In March, 1934, he signed a decree ordering application of the “Aryan” clause to the Reichswehr, the regular German army. The decree barred Jews from serving in the Reichswehr either as officers or in the ranks.

Then, as if to prove that there were still a few gasps of anti-prejudice and independence left in his aging frame, he signed an order providing that no “Aryan” restriction should prevail in the awarding of the Honor Cross. This order, which pertained to all soldiers who fought at the front, all participants in the World War, their widows and their parents, was made effective in mid-July, 1934.

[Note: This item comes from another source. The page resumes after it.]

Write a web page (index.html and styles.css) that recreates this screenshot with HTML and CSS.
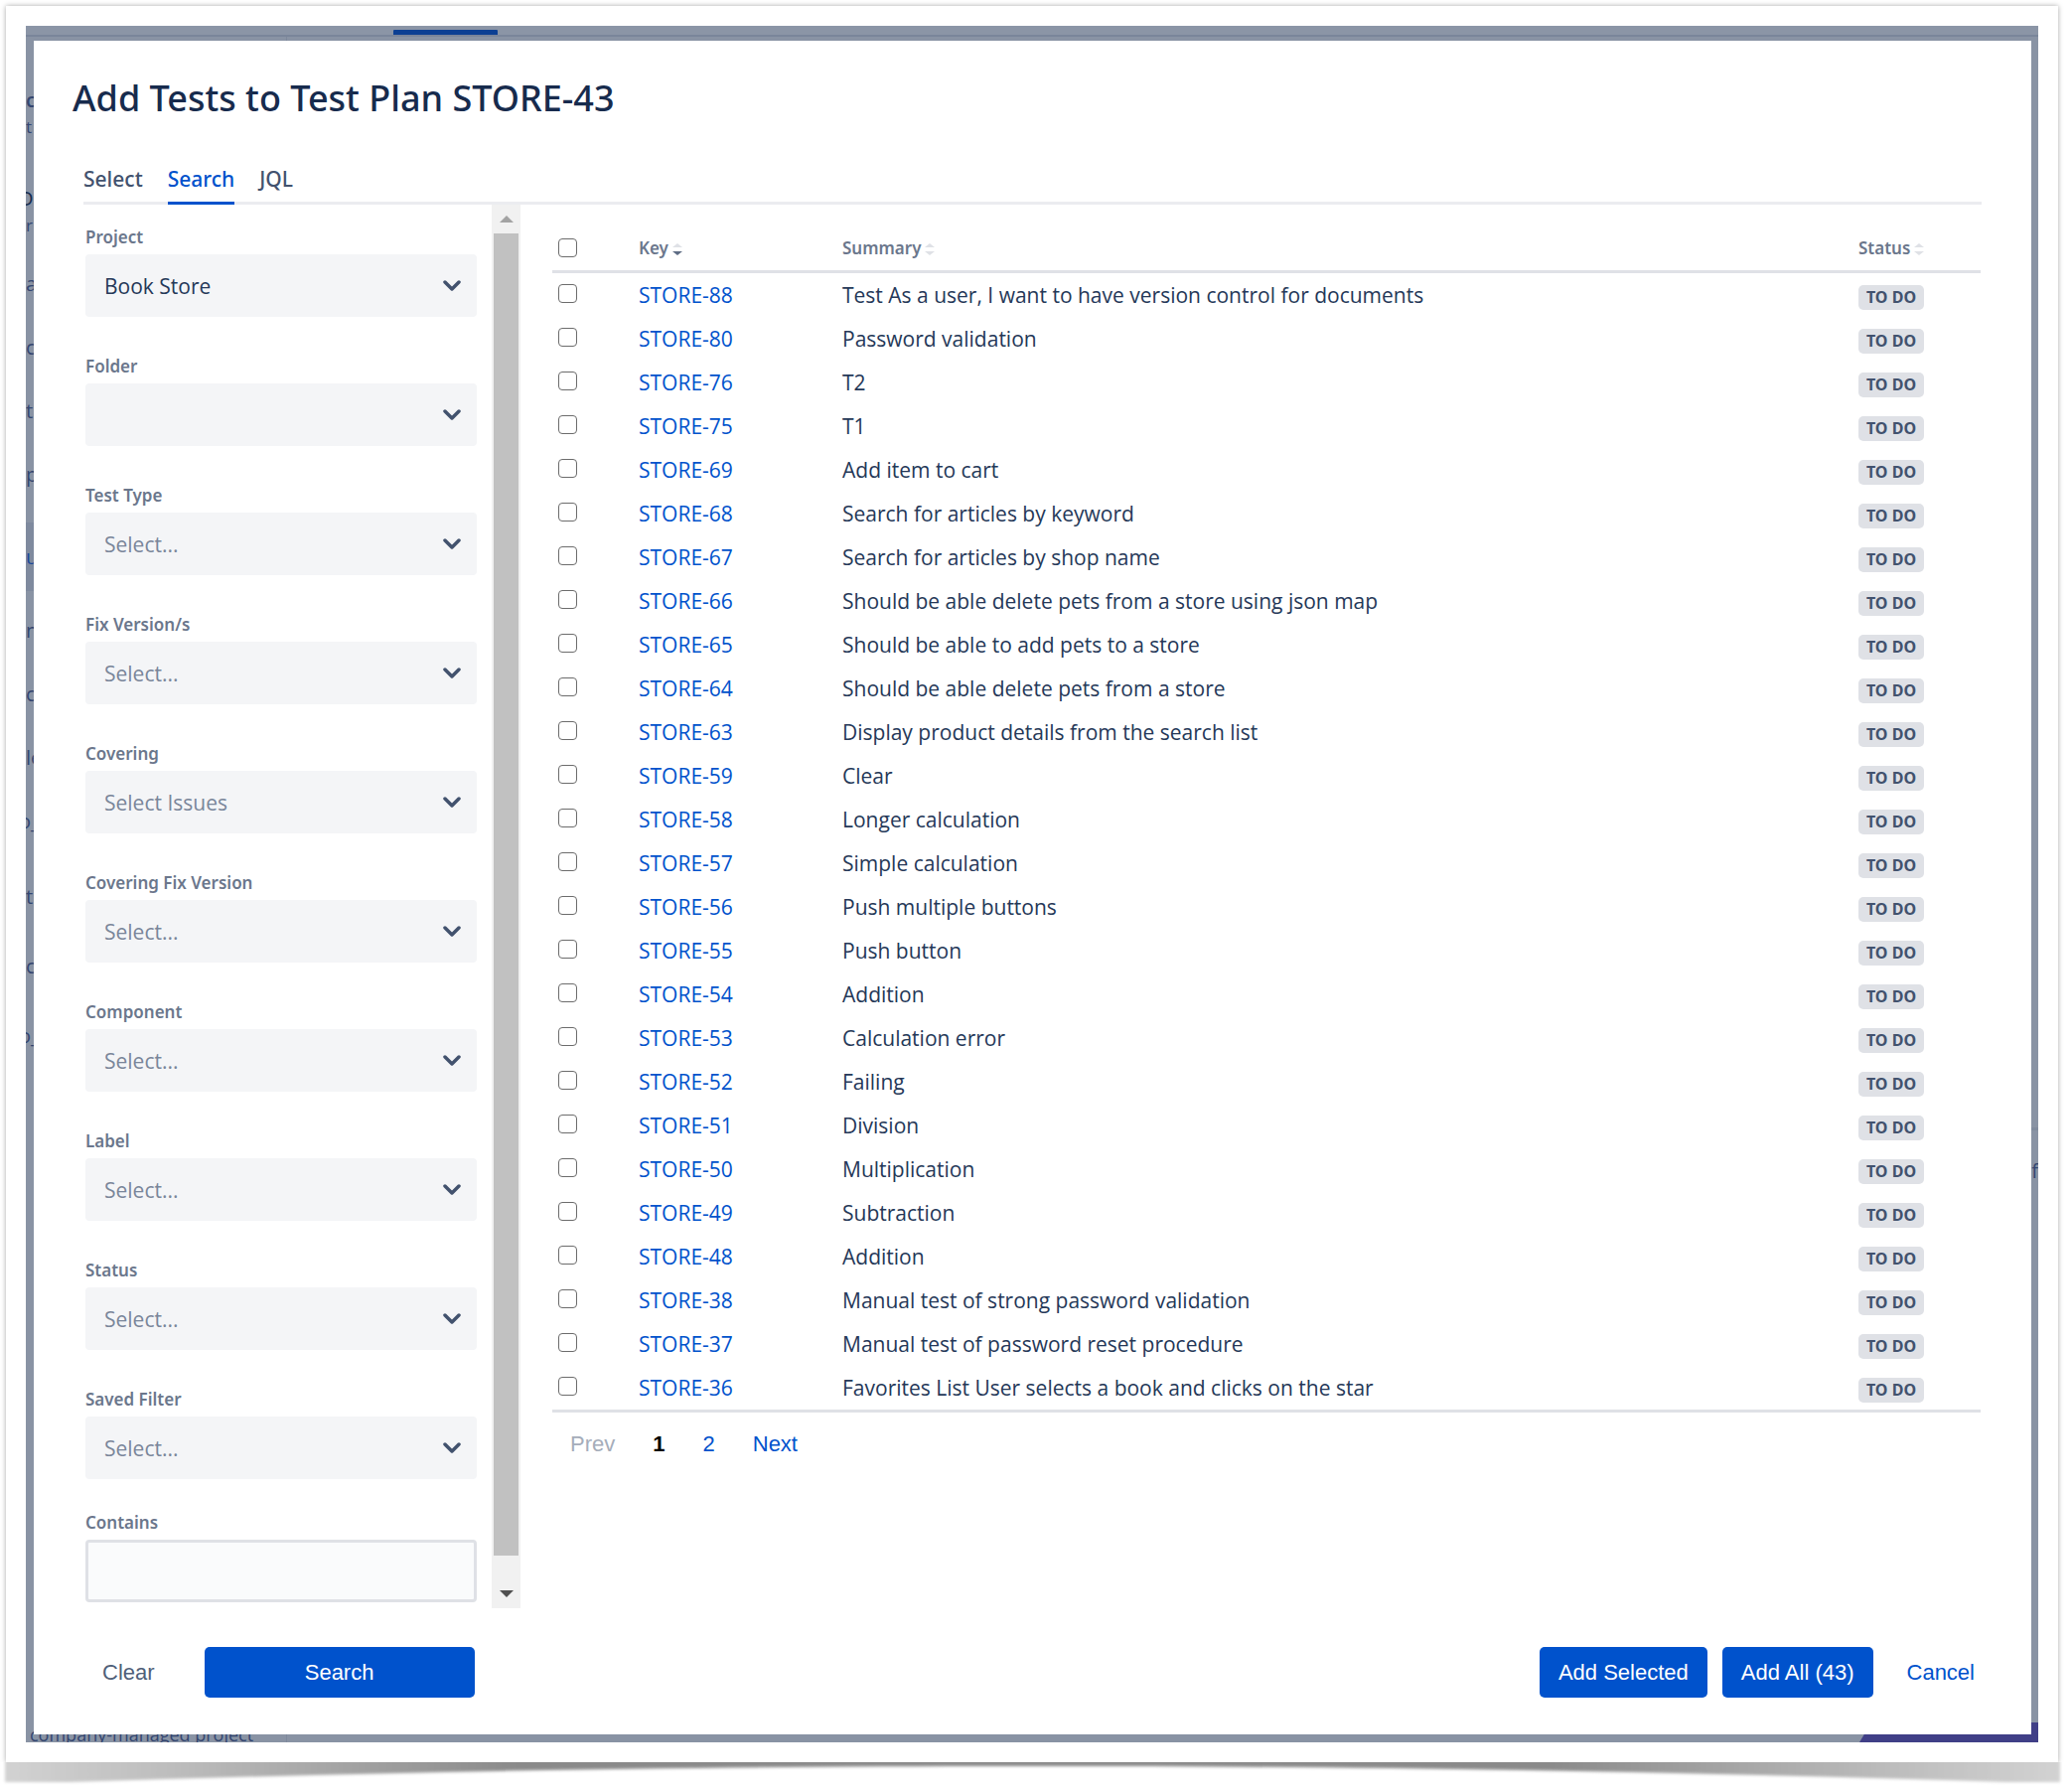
FILE: index.html
```
<!DOCTYPE html>
<html lang="en">
<head>
<meta charset="utf-8">
<meta name="viewport" content="width=device-width, initial-scale=1">
<title>Add Tests to Test Plan STORE-43</title>
<link rel="stylesheet" href="styles.css">
</head>
<body>
<div class="card">
  <div class="stage">
    <div class="underlay" aria-hidden="true">
      <div class="topbar"><span class="topbar-tab"></span></div>
      <div class="rail">
        <div class="rail-project"><p class="rail-name">c</p><p class="rail-kind">t</p></div>
        <div class="rail-board"><p class="rail-title cut">D</p><p class="rail-sub">r</p></div>
        <ul class="rail-list">
          <li>a</li>
          <li>c</li>
          <li>ti</li>
          <li>p</li>
          <li class="selected">u</li>
          <li>n</li>
          <li>c</li>
          <li>le</li>
          <li class="cut">o_</li>
          <li class="child first">t</li>
          <li class="child">c</li>
          <li class="child cut">o_</li>
        </ul>
        <p class="rail-foot">company-managed project</p>
      </div>
      <div class="behind"><div class="behind-top"></div><div class="behind-body"><p>f</p></div></div>
      <span class="corner"></span>
    </div>

    <main class="dialog" role="dialog" aria-labelledby="dialog-title">
      <h1 id="dialog-title">Add Tests to Test Plan STORE-43</h1>

      <nav class="tabs">
        <a href="#select">Select</a>
        <a href="#search" class="active" aria-current="page">Search</a>
        <a href="#jql">JQL</a>
      </nav>

      <div class="panel">
        <form class="filters" id="filters">
          <div class="field">
            <label for="project">Project</label>
            <div class="select"><select id="project" class="filled"><option>Book Store</option></select><svg viewBox="0 0 18 12"><path d="M2 2l7 7 7-7"/></svg></div>
          </div>
          <div class="field">
            <label for="folder">Folder</label>
            <div class="select"><select id="folder"><option></option></select><svg viewBox="0 0 18 12"><path d="M2 2l7 7 7-7"/></svg></div>
          </div>
          <div class="field">
            <label for="type">Test Type</label>
            <div class="select"><select id="type"><option>Select...</option></select><svg viewBox="0 0 18 12"><path d="M2 2l7 7 7-7"/></svg></div>
          </div>
          <div class="field">
            <label for="fix">Fix Version/s</label>
            <div class="select"><select id="fix"><option>Select...</option></select><svg viewBox="0 0 18 12"><path d="M2 2l7 7 7-7"/></svg></div>
          </div>
          <div class="field">
            <label for="covering">Covering</label>
            <div class="select"><select id="covering"><option>Select Issues</option></select><svg viewBox="0 0 18 12"><path d="M2 2l7 7 7-7"/></svg></div>
          </div>
          <div class="field">
            <label for="covfix">Covering Fix Version</label>
            <div class="select"><select id="covfix"><option>Select...</option></select><svg viewBox="0 0 18 12"><path d="M2 2l7 7 7-7"/></svg></div>
          </div>
          <div class="field">
            <label for="component">Component</label>
            <div class="select"><select id="component"><option>Select...</option></select><svg viewBox="0 0 18 12"><path d="M2 2l7 7 7-7"/></svg></div>
          </div>
          <div class="field">
            <label for="label">Label</label>
            <div class="select"><select id="label"><option>Select...</option></select><svg viewBox="0 0 18 12"><path d="M2 2l7 7 7-7"/></svg></div>
          </div>
          <div class="field">
            <label for="status">Status</label>
            <div class="select"><select id="status"><option>Select...</option></select><svg viewBox="0 0 18 12"><path d="M2 2l7 7 7-7"/></svg></div>
          </div>
          <div class="field last">
            <label for="saved">Saved Filter</label>
            <div class="select"><select id="saved"><option>Select...</option></select><svg viewBox="0 0 18 12"><path d="M2 2l7 7 7-7"/></svg></div>
          </div>
          <div class="field">
            <label for="contains">Contains</label>
            <input type="text" id="contains">
          </div>
        </form>

        <div class="scrollbar" aria-hidden="true">
          <span class="arrow"><svg viewBox="0 0 14 7"><path d="M0 7L7 0l7 7z"/></svg></span>
          <span class="thumb"></span>
          <span class="arrow down"><svg viewBox="0 0 14 7"><path d="M0 0l7 7 7-7z"/></svg></span>
        </div>

        <section class="results">
          <table>
            <thead>
              <tr>
                <th class="check"><input type="checkbox" aria-label="Select all"></th>
                <th class="key">Key<svg class="sort desc" viewBox="0 0 10 12"><path d="M0 4l5-4 5 4z"/><path class="lower" d="M0 8h10l-5 4z"/></svg></th>
                <th>Summary<svg class="sort" viewBox="0 0 10 12"><path d="M0 4l5-4 5 4z"/><path class="lower" d="M0 8h10l-5 4z"/></svg></th>
                <th class="status">Status<svg class="sort" viewBox="0 0 10 12"><path d="M0 4l5-4 5 4z"/><path class="lower" d="M0 8h10l-5 4z"/></svg></th>
              </tr>
            </thead>
            <tbody id="rows"></tbody>
          </table>
          <nav class="pager" aria-label="Pages">
            <span class="off">Prev</span>
            <strong>1</strong>
            <a href="#page-2">2</a>
            <a href="#page-2">Next</a>
          </nav>
        </section>
      </div>

      <footer class="actions">
        <button type="reset" form="filters" class="btn subtle">Clear</button>
        <button type="submit" form="filters" class="btn primary wide">Search</button>
        <div class="actions-end">
          <button type="button" class="btn primary">Add Selected</button>
          <button type="button" class="btn primary">Add All (43)</button>
          <button type="button" class="btn link">Cancel</button>
        </div>
      </footer>
    </main>
  </div>
</div>
<svg class="lift" viewBox="0 0 2086 29" preserveAspectRatio="none" aria-hidden="true">
  <defs>
    <linearGradient id="fade">
      <stop offset="0" stop-color="#d2d2d2"/>
      <stop offset=".08" stop-color="#bdbdbd"/>
      <stop offset=".25" stop-color="#8a8a8a"/>
      <stop offset=".75" stop-color="#8a8a8a"/>
      <stop offset=".92" stop-color="#bdbdbd"/>
      <stop offset="1" stop-color="#d2d2d2"/>
    </linearGradient>
    <filter id="soft" x="-1%" y="-50%" width="102%" height="200%"><feGaussianBlur stdDeviation="1.5"/></filter>
  </defs>
  <path fill="url(#fade)" filter="url(#soft)" d="M5-8H2074V20H2020C1700 10 1400 4 1040 4S380 10 70 20H5z"/>
</svg>
<script src="rows.js"></script>
</body>
</html>
```
FILE: rows.js
```
const tests = [
  [88, "Test As a user, I want to have version control for documents"],
  [80, "Password validation"],
  [76, "T2"],
  [75, "T1"],
  [69, "Add item to cart"],
  [68, "Search for articles by keyword"],
  [67, "Search for articles by shop name"],
  [66, "Should be able delete pets from a store using json map"],
  [65, "Should be able to add pets to a store"],
  [64, "Should be able delete pets from a store"],
  [63, "Display product details from the search list"],
  [59, "Clear"],
  [58, "Longer calculation"],
  [57, "Simple calculation"],
  [56, "Push multiple buttons"],
  [55, "Push button"],
  [54, "Addition"],
  [53, "Calculation error"],
  [52, "Failing"],
  [51, "Division"],
  [50, "Multiplication"],
  [49, "Subtraction"],
  [48, "Addition"],
  [38, "Manual test of strong password validation"],
  [37, "Manual test of password reset procedure"],
  [36, "Favorites List User selects a book and clicks on the star"]
];

document.getElementById("rows").innerHTML = tests.map(([id, summary]) => `
  <tr>
    <td class="check"><input type="checkbox" aria-label="Select STORE-${id}"></td>
    <td><a href="#STORE-${id}">STORE-${id}</a></td>
    <td>${summary}</td>
    <td class="status"><span class="badge">TO DO</span></td>
  </tr>`).join("");
```
FILE: styles.css
```
* {
  box-sizing: border-box;
}

body {
  margin: 0;
  background: #fff;
  color: #253858;
  font: 21px/30px "Open Sans", "Noto Sans", sans-serif;
}

h1, p, ul {
  margin: 0;
  padding: 0;
}

ul {
  list-style: none;
}

a {
  color: #0052cc;
  text-decoration: none;
}

.card {
  margin: 6px 14px 0 6px;
  padding: 20px;
  background: #fff;
  box-shadow: 0 0 5px rgba(0, 0, 0, 0.35);
  position: relative;
  clip-path: inset(-6px -6px 0 -6px);
}

.stage {
  display: grid;
  background: #8993a4;
}

/* dimmed page behind the dialog */
.underlay {
  grid-area: 1 / 1;
  display: grid;
  grid-template-columns: 263px 1fr;
  grid-template-rows: auto 1fr;
  position: relative;
  overflow: hidden;
  font-size: 20px;
  color: #344670;
}

.topbar {
  grid-column: 1 / -1;
  display: flex;
  align-items: flex-end;
  height: 11px;
  padding-left: 370px;
  background: #8b95a6;
  border-bottom: 2px solid #7a859a;
}

.topbar-tab {
  width: 105px;
  height: 5px;
  border-radius: 1px 1px 0 0;
  background: #0c3f93;
}

.rail {
  display: flex;
  flex-direction: column;
  border-right: 1px solid #7e899c;
}

.rail-project {
  padding-top: 50px;
  line-height: 27px;
}

.rail-name {
  font-weight: 600;
}

.rail-kind,
.rail-sub {
  font-size: 17px;
}

.rail-board {
  padding-top: 45px;
  line-height: 27px;
}

.rail-title {
  color: #172b4d;
}

.rail-list {
  padding-top: 14px;
}

.rail-list li {
  height: 64px;
  line-height: 64px;
}

.rail-list .selected {
  height: 69px;
  margin: 16px 0 8px;
  line-height: 69px;
  background: #7f8a9e;
  color: #1c4899;
}

.rail-list .child {
  height: 70px;
}

.rail-list .first {
  margin-top: 12px;
}

.cut {
  text-indent: -7px;
}

.rail-foot {
  margin-top: auto;
  padding-left: 4px;
  font-size: 18px;
  line-height: 16px;
}

.behind-top {
  height: 1101px;
  border-bottom: 3px solid #808b9d;
}

.behind-body {
  padding-top: 26px;
  text-align: right;
}

.corner {
  position: absolute;
  right: 0;
  bottom: 0;
  width: 180px;
  height: 20px;
  background: #403f87;
  clip-path: polygon(12px 0, 100% 0, 100% 100%, 0 100%);
}

/* dialog */
.dialog {
  grid-area: 1 / 1;
  z-index: 1;
  margin: 15px 7px 8px 8px;
  padding: 38px 38px 37px 39px;
  background: #fff;
}

h1,
.tabs a,
.field label,
th,
.badge {
  font-family: "Noto Sans", "Open Sans", sans-serif;
}

h1 {
  color: #172b4d;
  font-size: 36px;
  font-weight: 500;
  line-height: 40px;
}

.tabs {
  display: flex;
  gap: 25px;
  margin: 46px 12px 0 11px;
  border-bottom: 3px solid #ebecf0;
}

.tabs a {
  margin-bottom: -3px;
  padding-bottom: 8px;
  border-bottom: 3px solid transparent;
  color: #42526e;
  font-weight: 500;
}

.tabs .active {
  border-color: #0052cc;
  color: #0052cc;
}

.panel {
  display: grid;
  grid-template-columns: 394px 29px minmax(0, 1fr);
  margin: 0 13px;
}

/* filters */
.filters {
  padding: 21px 0 6px;
}

.field {
  margin-bottom: 38px;
}

.field.last {
  margin-bottom: 32px;
}

.field:last-child {
  margin-bottom: 0;
}

.field label {
  display: block;
  margin-bottom: 5px;
  color: #6b778c;
  font-size: 17px;
  font-weight: 600;
  line-height: 24px;
}

.select {
  position: relative;
}

.select select,
.field input {
  display: block;
  width: 100%;
  height: 63px;
  padding: 0 19px;
  border: 0;
  border-radius: 4px;
  background: #f4f5f7;
  color: #7a869a;
  font: inherit;
  appearance: none;
}

.select .filled {
  color: #253858;
}

.field input {
  border: 3px solid #dfe1e6;
  background: #fafbfc;
}

.select svg {
  position: absolute;
  top: 26px;
  right: 16px;
  width: 18px;
  height: 12px;
  fill: none;
  stroke: #42526e;
  stroke-width: 3.5;
  stroke-linecap: round;
  stroke-linejoin: round;
  pointer-events: none;
}

.scrollbar {
  display: flex;
  flex-direction: column;
  width: 29px;
  margin-left: 15px;
  padding: 0 2px;
  background: #f1f1f1;
}

.arrow {
  display: grid;
  place-items: center;
  height: 29px;
  fill: #a3a3a3;
}

.arrow svg {
  width: 14px;
  height: 7px;
}

.arrow.down {
  margin-top: 24px;
  fill: #505050;
}

.thumb {
  flex: 1;
  background: #c1c1c1;
}

/* results */
.results {
  margin-left: 47px;
}

table {
  width: 100%;
  border-spacing: 0;
  table-layout: fixed;
}

th {
  padding: 32px 0 10px;
  border-bottom: 3px solid #dfe1e6;
  color: #6b778c;
  font-size: 17px;
  font-weight: 600;
  line-height: 24px;
  text-align: left;
}

td {
  height: 44px;
  padding: 7px 0;
}

th.check {
  width: 87px;
  padding: 31px 0 11px;
}

th.key {
  width: 205px;
}

th.status {
  width: 123px;
}

.check input {
  display: block;
  width: 19px;
  height: 19px;
  margin: 0 0 0 6px;
  border: 1px solid #6c6c6c;
  border-radius: 4px;
  background: #fff;
  appearance: none;
}

.check input:checked {
  border-color: #0052cc;
  background: #0052cc;
}

td.check {
  padding: 6px 0 9px;
}

td.status {
  padding: 11px 0 7px;
}

tbody tr:last-child td {
  height: 47px;
  border-bottom: 3px solid #dfe1e6;
}

.sort {
  width: 10px;
  height: 12px;
  margin-left: 4px;
  vertical-align: -1px;
  fill: #dfe1e6;
}

.desc .lower {
  fill: #5e6c84;
}

.badge {
  display: block;
  width: 66px;
  border-radius: 5px;
  background: #dfe1e6;
  color: #42526e;
  font-size: 16px;
  font-weight: 700;
  line-height: 25px;
  text-align: center;
}

.pager {
  display: flex;
  gap: 38px;
  margin: 19px 0 0 18px;
  font: 22px/26px "Liberation Sans", Arial, sans-serif;
}

.pager .off {
  color: #a5adba;
}

.pager strong {
  color: #000;
}

/* footer */
.actions {
  display: flex;
  margin-top: 39px;
  padding-left: 11px;
}

.actions-end {
  display: flex;
  gap: 15px;
  margin-left: auto;
}

.btn {
  height: 51px;
  padding: 0 19px;
  border: 0;
  border-radius: 5px;
  background: none;
  color: #505f79;
  font: 22px/50px "Liberation Sans", Arial, sans-serif;
}

.primary {
  background: #0052cc;
  color: #fff;
}

.link {
  color: #0052cc;
}

.wide {
  width: 272px;
  margin-left: 31px;
}

/* curved shadow under the card */
.lift {
  display: block;
  width: 100%;
  height: 29px;
}
```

How futile were his efforts at quelling Nazi hatred was made apparent a few days later, when Hitler’s mouthpieces in the German press began a new campaign urging the support of 100 per cent “Aryanism” in all Reich activities. The entire Berlin press gave vent to a “pro-Aryan” outcry, as though by special order.

In November, 1933, on the eve of the referendum conducted by Hitler in which the Chancellor “asked” endorsement of his policies by the German people, Hindenburg came out with a strong plea for a one hundred per cent vote in support of the Nazi chieftain.

Early in July, 1934, when apprised of the “blood purge,” the President sent the following message to Der Fuehrer:

THANKS FOR KILLINGS

“Reports submitted to me show that by your resolute energy and courageous personal action you have crushed in the bud all traitorous machinations. Thereby you have rescued the German people from a great danger. For this I express to you my deepest thanks and my sincere appreciation.”

How truly the aforementioned incidents expressed the innermost feelings of the octogenarian soldier may never be known. He had lived through a succession of eras, and by the time the Nazi flood, with its lure for hare-brained youth, came along, he was an old man, little able to stem the engulfing tide and perhaps content to nurture the secret hope that it would soon dash iteslf to ineffectuality against the rocks of its own madness.

In recent months he had retired to his estate in Neudeck, East Prussia, where death overlook him.